Moderna’s IPO today is biggest, for a pre-revenue biotech, of all time. Expanding its offering to over 26 million shares has allowed it to raise $604m and values the messenger RNA company at more than $7.5bn – not bad for a group whose projects have barely reached the clinic.
The enlarging of the deal – the group had initially stated that it would offer just under 22 million shares – indicates strong interest from investors. The 20% drop in the share price at the end of the first day of trading, however, is a reflection of the fact that Moderna has a great deal to prove.
The $23-per-share deal might yet increase further in size. Moderna has granted the underwriters a 30-day option to purchase an additional 3.9 million shares of common stock at the IPO price, less discounts and commissions.
Moderna has been talked of as a unicorn for so long it is worth remember exactly how early in their development its products are. The group has nine active clinical trials, all in viral infections or cancers, and all phase I. One of these studies was scheduled to conclude in September and another in October, but so far no data has been forthcoming.

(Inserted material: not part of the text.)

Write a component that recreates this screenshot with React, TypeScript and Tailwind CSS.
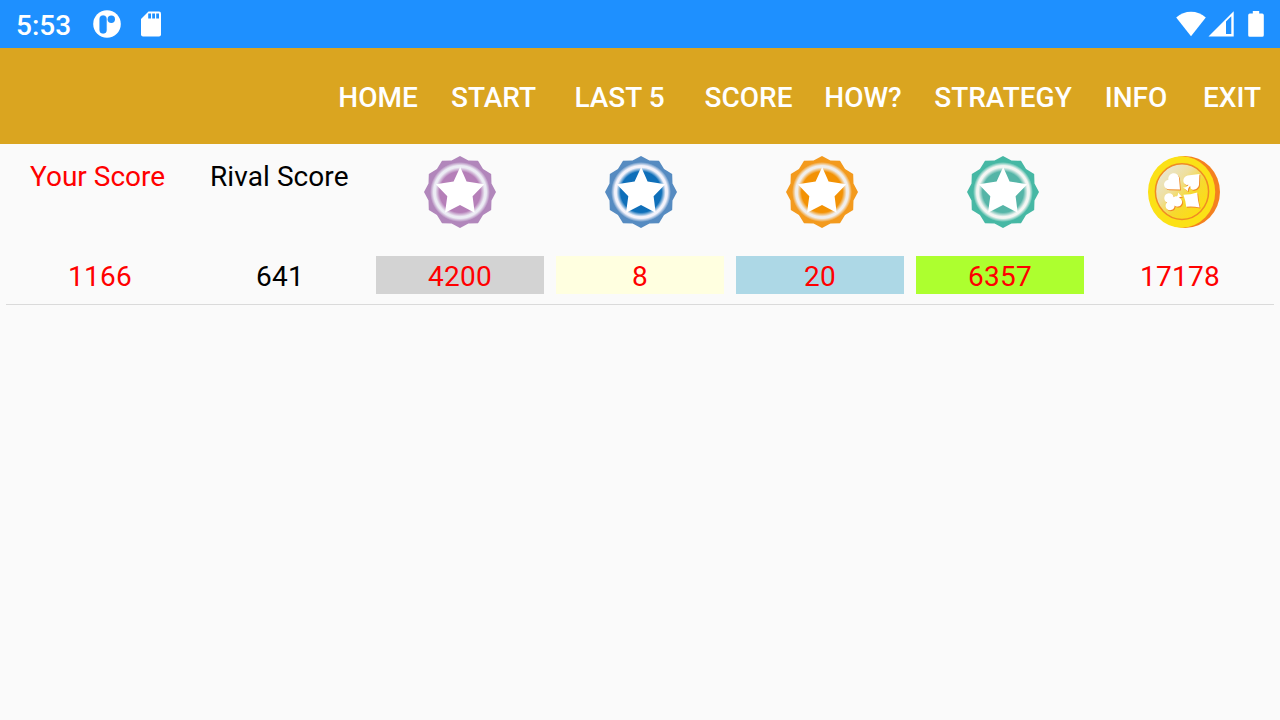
import { useId } from "react";

const MENU = [
  { label: "Home", width: "w-[118px]" },
  { label: "Start", width: "w-[113px]" },
  { label: "Last 5", width: "w-[139px]" },
  { label: "Score", width: "w-[119px]" },
  { label: "How?", width: "w-[110px]" },
  { label: "Strategy", width: "w-[170px]" },
  { label: "Info", width: "w-24" },
  { label: "Exit", width: "w-24" },
];

const BADGES = [
  { edge: "#b186bb", core: "#b57fb8", ring: "#ececf4" },
  { edge: "#568bc1", core: "#0f6fb9", ring: "#f4f3fb" },
  { edge: "#f39a1d", core: "#f39204", ring: "#f0eeec" },
  { edge: "#46b8a4", core: "#55b5a7", ring: "#f4f6f3" },
];

const VALUES = [
  { value: "1166", style: "text-[#ff0000]" },
  { value: "641", style: "text-black" },
  { value: "4200", style: "text-[#ff0000] bg-[#d3d3d3]" },
  { value: "8", style: "text-[#ff0000] bg-[#ffffe0]" },
  { value: "20", style: "text-[#ff0000] bg-[#add8e6]" },
  { value: "6357", style: "text-[#ff0000] bg-[#adff2f]" },
  { value: "17178", style: "text-[#ff0000]" },
];

// 24 vertices, alternating between the tips and the notches
const SEAL = Array.from({ length: 24 }, (_, i) => {
  const r = i % 2 ? 32.6 : 36;
  const a = (i * Math.PI) / 12;
  return `${(36 + r * Math.sin(a)).toFixed(2)},${(36 - r * Math.cos(a)).toFixed(2)}`;
}).join(" ");

function Badge({ edge, core, ring }: { edge: string; core: string; ring: string }) {
  const id = useId();
  return (
    <svg viewBox="0 0 72 72" className="size-[72px]">
      <defs>
        <radialGradient id={id} gradientUnits="userSpaceOnUse" cx="36" cy="36" r="30">
          <stop offset="0.68" stopColor={core} />
          <stop offset="0.82" stopColor={ring} />
          <stop offset="0.88" stopColor={ring} />
          <stop offset="1" stopColor={edge} />
        </radialGradient>
      </defs>
      <polygon points={SEAL} fill={edge} />
      <circle cx="36" cy="36" r="30" fill={`url(#${id})`} />
      <polygon
        points="36.2,11 42.6,25.6 60.3,28.2 48.6,40.2 50.7,56.7 36,49 21,56.7 23.3,40.2 11.8,28.2 29.6,25.6"
        fill="#fff"
      />
    </svg>
  );
}

function Suits() {
  return (
    <>
      <path d="M32 33.4 L20.5 33.2 C15 32.8 14.2 25 20.4 23.8 C19.4 17 29 14.6 31 21.5 Z" />
      <path d="M51.4 18 L39.6 19.6 C34.6 20.8 33.8 27.4 38.4 29 L40.6 28.8 C39.6 30.6 37.8 31.6 35 31.4 L40 35.2 C39.8 33 40.6 31.2 42.2 30 L42.6 32.2 C44.8 35.4 50.4 33.2 51 28.8 Z" />
      <path d="M30 36.4 L34.4 41 C32.8 40.6 31.8 41 31 41.8 C35.8 43.4 34.8 50.4 29.8 50.6 C28.4 50.8 27.4 50.2 26.6 49.6 C26.8 55.6 18 55.8 17.6 50.2 C17.6 48.6 18.2 47.4 19.2 46.6 C14.6 44.6 15.8 37.4 20.8 37.2 C23.8 37.2 25.6 39 25.8 41.2 C26.6 40.4 27.6 40.2 28.8 40.4 C29.8 39.4 30.2 38 30 36.4 Z" />
      <path d="M35.4 38.8 Q42.6 38.6 49.2 36.4 Q49.6 44.2 51.6 51.4 Q44.8 50.2 38.2 50.8 Q37.6 44.6 35.4 38.8 Z" />
    </>
  );
}

function Coin() {
  return (
    <svg viewBox="0 0 72 72" className="size-[72px]">
      <defs>
        <linearGradient id="coinFace" x1="0.12" y1="0.15" x2="0.85" y2="0.85">
          <stop offset="0" stopColor="#e9e6cf" />
          <stop offset="0.35" stopColor="#efdf9c" />
          <stop offset="0.65" stopColor="#f6d92f" />
          <stop offset="1" stopColor="#fcdd14" />
        </linearGradient>
      </defs>
      <ellipse cx="37" cy="36" rx="35" ry="36" fill="#f4801f" />
      <ellipse cx="33.6" cy="36" rx="33.6" ry="35.8" fill="#fbe116" />
      <ellipse cx="34" cy="35.6" rx="26.6" ry="27.8" fill="url(#coinFace)" stroke="#f08a24" strokeWidth="1.5" />
      <g fill="#f08a24" transform="translate(0.9 1)">
        <Suits />
      </g>
      <g fill="#fff">
        <Suits />
      </g>
    </svg>
  );
}

function StatusBar() {
  return (
    <div className="flex h-12 items-center justify-between bg-[#1e90ff] text-white">
      <div className="flex items-center pl-4">
        <span className="w-[77px] pt-1 text-[28px] leading-8 font-medium">5:53</span>
        <svg viewBox="0 0 28 28" className="size-7">
          <circle cx="14" cy="14" r="13.8" fill="#fff" />
          <rect x="6.6" y="5.4" width="7" height="18" rx="3.5" fill="#1e90ff" stroke="#1e90ff" strokeWidth="0.3" />
          <circle cx="18.3" cy="9.3" r="3.7" fill="#1e90ff" />
        </svg>
        <svg viewBox="0 0 20 26" className="ml-5 h-[26px] w-5">
          <path d="M7.5 0.5 H18 Q20 0.5 20 2.5 V23.5 Q20 25.5 18 25.5 H2 Q0 25.5 0 23.5 V8 Z" fill="#fff" />
          <path d="M7.2 2.5 h2.8 v5 h-2.8 z M11.2 2.5 h2.8 v5 h-2.8 z M15.2 2.5 h2.8 v5 h-2.8 z" fill="#1e90ff" />
        </svg>
      </div>
      <div className="flex items-center pr-4">
        <svg viewBox="0 0 30 26" className="h-[26px] w-[30px]">
          <path d="M15 25.2 L0.2 6.4 C8.5 -1.2 21.5 -1.2 29.8 6.4 Z" fill="#fff" />
        </svg>
        <svg viewBox="0 0 26 26" className="ml-[2px] size-[26px]">
          <path fillRule="evenodd" d="M0.5 25.5 L25.7 0.3 V25.5 Z M18 10.6 V23 H23.3 V5.3 Z" fill="#fff" />
        </svg>
        <svg viewBox="0 0 16 26" className="ml-[14px] h-[26px] w-4">
          <path d="M4.8 0 H11.2 V2.5 H14.2 Q15.8 2.5 15.8 4.2 V24.2 Q15.8 25.8 14.2 25.8 H1.8 Q0.2 25.8 0.2 24.2 V4.2 Q0.2 2.5 1.8 2.5 H4.8 Z" fill="#fff" />
        </svg>
      </div>
    </div>
  );
}

export default function App() {
  return (
    <div className="h-[720px] w-[1280px] overflow-hidden bg-[#fafafa] font-['Roboto',sans-serif]">
      <StatusBar />

      <nav className="flex h-24 items-center justify-end bg-[#daa520]">
        {MENU.map((item) => (
          <button
            key={item.label}
            className={`${item.width} pt-1 text-center text-[28px] leading-8 font-medium whitespace-nowrap text-white uppercase`}
          >
            {item.label}
          </button>
        ))}
      </nav>

      <div className="flex h-28 pt-3 text-[28px] leading-8">
        <div className="w-[180px] pt-[5px] pl-[30px] whitespace-nowrap text-[#ff0000]">Your Score</div>
        <div className="w-[189px] pt-[5px] pl-[30px] tracking-[0.08px] whitespace-nowrap text-black">Rival Score</div>
        {BADGES.map((badge) => (
          <div key={badge.edge} className="flex w-[181px] justify-center">
            <Badge {...badge} />
          </div>
        ))}
        <div className="flex w-[181px] justify-center">
          <Coin />
        </div>
      </div>

      <div className="mx-1.5 border-b border-[#dadada] px-2.5 pb-2.5">
        <div className="flex gap-3">
          {VALUES.map((cell) => (
            <div
              key={cell.value}
              className={`${cell.style} h-[38px] w-[168px] pt-[5px] text-center text-[28px] leading-8 tracking-[0.25px]`}
            >
              {cell.value}
            </div>
          ))}
        </div>
      </div>
    </div>
  );
}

|Moderna's active clinical trials – all phase I|
|Status||Candidate||Conditions||N||NCT ID||Primary completion date|
|Recruiting||mRNA-4157||Solid tumours||90||NCT03313778||Sep 2019|
|Recruiting||mRNA-2416||Relapsed/refractory solid tumour malignancies or lymphoma||75||NCT03323398||Jul 2019|
|Recruiting||mRNA-1647 and mRNA-1443||Cytomegalovirus||209||NCT03382405||Feb 2020|
|Recruiting||mRNA-2752||Relapsed/refractory solid tumour malignancies or lymphoma||130||NCT03739931||Aug 2020|
|Active, not recruiting||mRNA-1325||Zika virus||90||NCT03014089||Feb 2019|
|Active, not recruiting||VAL-506440||Influenza||201||NCT03076385||Oct 2018|
|Active, not recruiting||VAL-181388||Chikungunya virus||60||NCT03325075||Mar 2019|
|Active, not recruiting||VAL-339851||Influenza||156||NCT03345043||Sep 2018|
|Active, not recruiting||mRNA-1653||Human metapneumovirus and human parainfluenza||119||NCT03392389||Jul 2019|
It is true that Moderna has partnerships with Astrazeneca, Merck & Co and Vertex, so it does have some cash trickling in. But the shareholders who’ve enabled Moderna to raise this huge haul, conferring a value of $7.5bn on the Cambridge, Massachusetts company in the process, will be waiting with ill-disguised impatience for clinical data, knowing that that will be the first clue to whether their bet has been a smart one.
And they won’t be waiting alone. Investors’ interest in pre-commercial companies appears to have increased sharply this year: the top four pre-revenue biotechs to go public have done so in the last five months.
|Top five IPOs of pre-revenue biotechs… ever|
|Company||Amount raised ($m)||Offering price||Date||Stock exchange|
|Moderna||604||$23||December 7, 2018||Nasdaq|
|Innovent Biologics||422||HKD13.98||October 24, 2018||Hong Kong Stock Exchange|
|Ascletis Pharma||400||HKD14||August 1, 2018||Hong Kong Stock Exchange|
|Allogene Therapeutics||373||$18||September 11, 2018||Nasdaq|
|Axovant Sciences||362||$15||June 11, 2015||Nasdaq|
The growth in mega-sized venture capital rounds means that more highly valued private companies are nearing a point where early investors want to exit, likely prompting many to look at a public float. That, combined with fears that the IPO window may be swinging shut thanks to both macroeconomic factors and a cooldown in biotech-specific enthusiasm, is speeding these big VC-backed groups into becoming publicly traded companies.
Moreover, the sector has been enjoying the biggest bull market since 2000 and investors are open to earlier-stage, higher-risk propositions. As for Innovent and Ascletis, they seized the opportunity provided by the Hong Kong exchange changing its listing rules to allow pre-profit or pre-revenue companies to float.
The poor showing Moderna made today might lead to this atmosphere starting to dissipate.